The tenets of Islam are very different from those of Buddhism. Nevertheless, many conflicts involving Islam have, like the confrontations in Myanmar and Sri Lanka, complex social and political roots, as groups vying for political power have exploited religion and religious identities to exercise power, impose control and win support. The role of religion in these conflicts is often less in creating the tensions than in helping establish the chauvinist identities through which certain groups are demonized and one’s own actions justified. Or, to put it another way, the significance of religion lies less in a given set of values or beliefs than in the insistence that such values or beliefs – whatever they are – are mandated by God.

And it is in this context we need to think about whether there is ‘something about Islam’.There are a host of different views that Muslims hold on issues from apostasy to free speech, views that range from the liberal to the reactionary. The trouble is that policymakers and commentators, particularly in the West, often take the most reactionary views to be the most authentic stance, in a way they would rarely do with Buddhism or Judaism or Christianity.”

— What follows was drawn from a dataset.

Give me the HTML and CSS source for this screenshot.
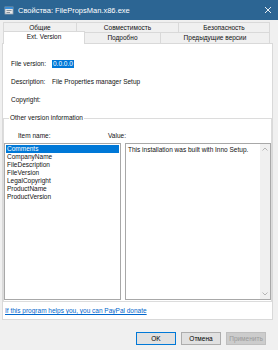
FILE: index.html
```html
<!DOCTYPE html>
<html lang="ru">
<head>
<meta charset="utf-8">
<title>Свойства: FilePropsMan.x86.exe</title>
<link rel="stylesheet" href="styles.css">
</head>
<body>

<div class="window">
    <div class="titlebar">
        <svg class="app_icon" width="10" height="10" viewBox="0 0 10 10">
            <rect x="1" y="2" width="8" height="7" fill="#e8e8e8" stroke="#9aa7b3" stroke-width="0.8"/>
            <rect x="1" y="2" width="8" height="2" fill="#3c8fd8"/>
            <rect x="2.5" y="5.2" width="5" height="0.8" fill="#6d7b88"/>
            <rect x="2.5" y="7" width="3.5" height="0.8" fill="#6d7b88"/>
        </svg>
        <span class="title">Свойства: FilePropsMan.x86.exe</span>
        <svg class="close" width="8" height="8" viewBox="0 0 8 8">
            <path d="M1 1 L7 7 M7 1 L1 7" stroke="#fff" stroke-width="0.9"/>
        </svg>
    </div>

    <div class="tabs">
        <div class="tab_row">
            <div class="tab" style="width: 74px;">Общие</div>
            <div class="tab" style="width: 103px;">Совместимость</div>
            <div class="tab" style="width: 92px;">Безопасность</div>
        </div>
        <div class="tab_row">
            <div class="tab active" style="width: 82px;">Ext. Version</div>
            <div class="tab" style="width: 77px;">Подробно</div>
            <div class="tab" style="width: 110px;">Предыдущие версии</div>
        </div>
    </div>

    <div class="page">
        <div class="fields">
            <span class="label">File version:</span>
            <span class="val"><span class="selected_text">0.0.0.0</span></span>
            <span class="label">Description:</span>
            <span class="val">File Properties manager Setup</span>
            <span class="label">Copyright:</span>
            <span class="val"></span>
        </div>

        <fieldset class="group">
            <legend>Other version information</legend>
            <div class="col_heads">
                <span class="head_item">Item name:</span>
                <span class="head_value">Value:</span>
            </div>
            <div class="cols">
                <ul class="items">
                    <li class="current">Comments</li>
                    <li>CompanyName</li>
                    <li>FileDescription</li>
                    <li>FileVersion</li>
                    <li>LegalCopyright</li>
                    <li>ProductName</li>
                    <li>ProductVersion</li>
                </ul>
                <div class="value_box">
                    <div class="value_text">This installation was built with Inno Setup.</div>
                    <div class="scrollbar">
                        <svg width="6" height="4" viewBox="0 0 6 4"><path d="M0.5 3.5 L3 1 L5.5 3.5" fill="none" stroke="#a6a6a6" stroke-width="0.8"/></svg>
                        <svg width="6" height="4" viewBox="0 0 6 4"><path d="M0.5 0.5 L3 3 L5.5 0.5" fill="none" stroke="#a6a6a6" stroke-width="0.8"/></svg>
                    </div>
                </div>
            </div>
        </fieldset>

        <a class="donate" href="#">If this program helps you, you can PayPal donate</a>
    </div>

    <div class="buttons">
        <button class="btn default">OK</button>
        <button class="btn">Отмена</button>
        <button class="btn" disabled>Применить</button>
    </div>
</div>

</body>
</html>
```

FILE: styles.css
```css
*,*:after,*:before{
	box-sizing: border-box;
}
body{
	margin: 0;
	font-family: "Liberation Sans", Arial, sans-serif;
	font-size: 6.5px;
	color: #111;
	background: #f0f0f0;
}

.window{
	width: 278px;
	height: 350px;
	display: flex;
	flex-direction: column;
	background: #f0f0f0;
}

.titlebar{
	height: 20px;
	background: #2c6593;
	color: #fff;
	display: flex;
	align-items: center;
	padding: 0 6px 0 4px;
}
.app_icon{
	margin-right: 4px;
}
.title{
	font-size: 7.5px;
	flex: 1;
}

.tabs{
	margin: 2px 0 0 3px;
	display: flex;
	flex-direction: column;
}
.tab_row{
	display: flex;
	height: 10px;
}
.tab_row + .tab_row{
	height: 11px;
}
.tab{
	border: 1px solid #d9d9d9;
	border-bottom: 0;
	margin-right: -1px;
	background: #f0f0f0;
	text-align: center;
	line-height: 9px;
}
.tab_row + .tab_row .tab{
	line-height: 10px;
}
.tab.active{
	background: #fff;
	position: relative;
	z-index: 1;
	margin-top: -1px;
	height: 13px;
	line-height: 11px;
}

.page{
	margin-left: 2px;
	width: 271px;
	height: 277px;
	background: #fff;
	border: 1px solid #d9d9d9;
	padding: 15px 0 0 0;
	display: flex;
	flex-direction: column;
}

.fields{
	display: grid;
	grid-template-columns: 41px 1fr;
	grid-auto-rows: 10px;
	row-gap: 8px;
	padding-left: 8px;
	line-height: 10px;
}
.selected_text{
	display: inline-block;
	background: #0078d7;
	color: #fff;
	line-height: 8px;
	padding: 0 1px;
}

.group{
	margin: 9px 0 0 0;
	padding: 0 0 1px 0;
	border: 1px solid #dcdcdc;
	min-width: 0;
}
.group legend{
	line-height: 8px;
	padding: 0 1px;
	margin-left: 5px;
}
.col_heads{
	display: flex;
	line-height: 8px;
	padding-top: 10px;
}
.head_item{
	margin-left: 14px;
	width: 90px;
}
.cols{
	display: flex;
	gap: 4px;
	margin-top: 3px;
	height: 157px;
}
.items{
	list-style: none;
	margin: 0;
	padding: 1px 1px 0;
	width: 117px;
	border: 1px solid #a8a8a8;
	line-height: 8px;
}
.items li{
	padding-left: 1px;
}
.items li.current{
	background: #0078d7;
	color: #fff;
}
.value_box{
	flex: 1;
	border: 1px solid #a8a8a8;
	display: flex;
}
.value_text{
	flex: 1;
	padding: 2px 2px;
	line-height: 8px;
}
.scrollbar{
	width: 10px;
	background: #f0f0f0;
	display: flex;
	flex-direction: column;
	justify-content: space-between;
	align-items: center;
	padding: 3px 0;
}
.scrollbar svg{
	display: block;
}

.donate{
	margin: 5px 0 0 2px;
	color: #0066cc;
	line-height: 8px;
}

.buttons{
	display: flex;
	justify-content: flex-end;
	gap: 5px;
	padding-right: 12px;
	margin-top: 12px;
}
.btn{
	width: 40px;
	height: 13px;
	padding: 0;
	font-family: "Liberation Sans", Arial, sans-serif;
	font-size: 6.5px;
	background: #e1e1e1;
	border: 1px solid #adadad;
	color: #000;
}
.btn.default{
	border-color: #0078d7;
}
.btn:disabled{
	background: #cccccc;
	border-color: #bfbfbf;
	color: #9a9a9a;
}
```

The whole article is worth reading and he concludes his article with following paragraph:

“So, yes there is something about Islam that needs challenging. But equally, there is something about secular liberalism, and the blindness and pusillanimity of many secular liberals, the bigotry of many critics of Islam, and the cynicism of many secular governments in their exploitation of radical Islam, that needs challenging too.”